10.8.11

Masculin et Feminin

Howdy there! This is my foray into what could be a semi-weekly ode to things I find and wear at the Holy Trinity of Second-Hand Style - the Salvation Army, Goodwill, and NAM. What to expect?  Oh, y'know, clothes and accessories ranging from the bizarre, off-kilter, and strange, to things dull, outdated, and/or dorky. 

This time around, I'm using some Goodwill glories to try out that classic style trick, the Masculine/Feminine.

Exhibit A, an '80s carnation pink lace dress with ... no shoulderpads? Could it still be from that hallowed decade? Yes, ma'am, it's a dress from the era of Molly Ringwald and cocaine-stained business suits. Mid-calf length, so it reaches past modesty to sainthood. On the other hand, if you've got a shapely figure, it'll give you a nice hug. I like to think I've got one of those, along with a talent for matching the wallpaper.

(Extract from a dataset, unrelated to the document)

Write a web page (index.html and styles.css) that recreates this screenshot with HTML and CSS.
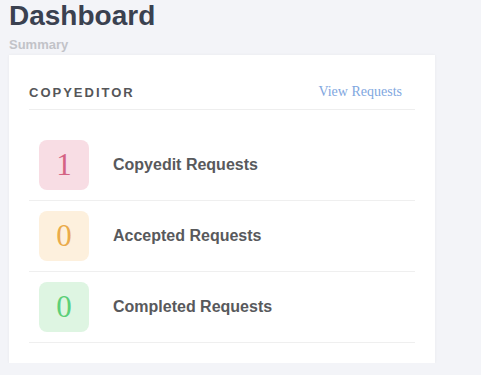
FILE: index.html
```
<!DOCTYPE html>
<html>
<head>
<meta charset="utf-8">
<link rel="stylesheet" href="styles.css">
</head>
<body>
<div class="page">
  <h1 class="title">Dashboard</h1>
  <div class="subtitle">Summary</div>
  <div class="card">
    <div class="card-head">
      <span class="card-title">COPYEDITOR</span>
      <a class="card-link" href="#">View Requests</a>
    </div>
    <div class="row">
      <div class="badge badge-pink">1</div>
      <div class="label">Copyedit Requests</div>
    </div>
    <div class="row">
      <div class="badge badge-orange">0</div>
      <div class="label">Accepted Requests</div>
    </div>
    <div class="row">
      <div class="badge badge-green">0</div>
      <div class="label">Completed Requests</div>
    </div>
  </div>
</div>
</body>
</html>
```
FILE: styles.css
```
html, body {
  margin: 0;
  padding: 0;
  background: #f3f4f8;
}
.page {
  padding: 0 9px;
  font-family: "Liberation Sans", Arial, sans-serif;
  width: 426px;
}
.title {
  margin: 0;
  font-size: 28px;
  line-height: 32px;
  font-weight: 700;
  color: #3a4150;
}
.subtitle {
  margin-top: 5px;
  font-size: 13px;
  line-height: 16px;
  font-weight: 700;
  color: #c2c3c8;
}
.card {
  margin-top: 2px;
  background: #ffffff;
  padding: 20px;
  box-shadow: 0 0 3px rgba(0,0,0,0.05);
}
.card-head {
  display: flex;
  justify-content: space-between;
  align-items: center;
  height: 34px;
  border-bottom: 1px solid #eeeeee;
  margin-bottom: 20px;
}
.card-title {
  font-size: 13px;
  font-weight: 700;
  letter-spacing: 2px;
  color: #555659;
}
.card-link {
  font-family: "Liberation Serif", "Times New Roman", serif;
  font-size: 14px;
  color: #7fa7e0;
  text-decoration: none;
  margin-right: 13px;
}
.row {
  display: flex;
  align-items: center;
  padding: 10px 10px;
  border-bottom: 1px solid #efefef;
}
.badge {
  width: 50px;
  height: 50px;
  border-radius: 8px;
  display: flex;
  align-items: center;
  justify-content: center;
  font-family: "Liberation Serif", "Times New Roman", serif;
  font-size: 31px;
}
.badge-pink { background: #f8dde4; color: #d46383; }
.badge-orange { background: #fdf0dd; color: #eaab4b; }
.badge-green { background: #def5e2; color: #5ccf78; }
.label {
  margin-left: 24px;
  font-size: 16px;
  font-weight: 700;
  color: #58595c;
}
```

What's this thing of beauty? It's a black leather bomber jacket with fitted waist and optional hood (attach and remove with a zipper), another '80s acquisition. It's got nice deep pockets for stashing your wallet and your huge mobile phone with space-age antenna.

Team it with pink lace, and you've accomplished le Masculine/Feminine look. It also helps to pose at a jaunty angle, and cover one eye with your hair to enhance your enigma. Who knows? Maybe you wear an eyepatch. Maybe you lost the other eye in a fight over who would take home that jacket. Worth it.

This post brought to you by the Bins, my favorite local Goodwill Outlet store, where I regularly brush elbows with Russian grandmothers, creepy men with odd facial hair, and friendly hoarders.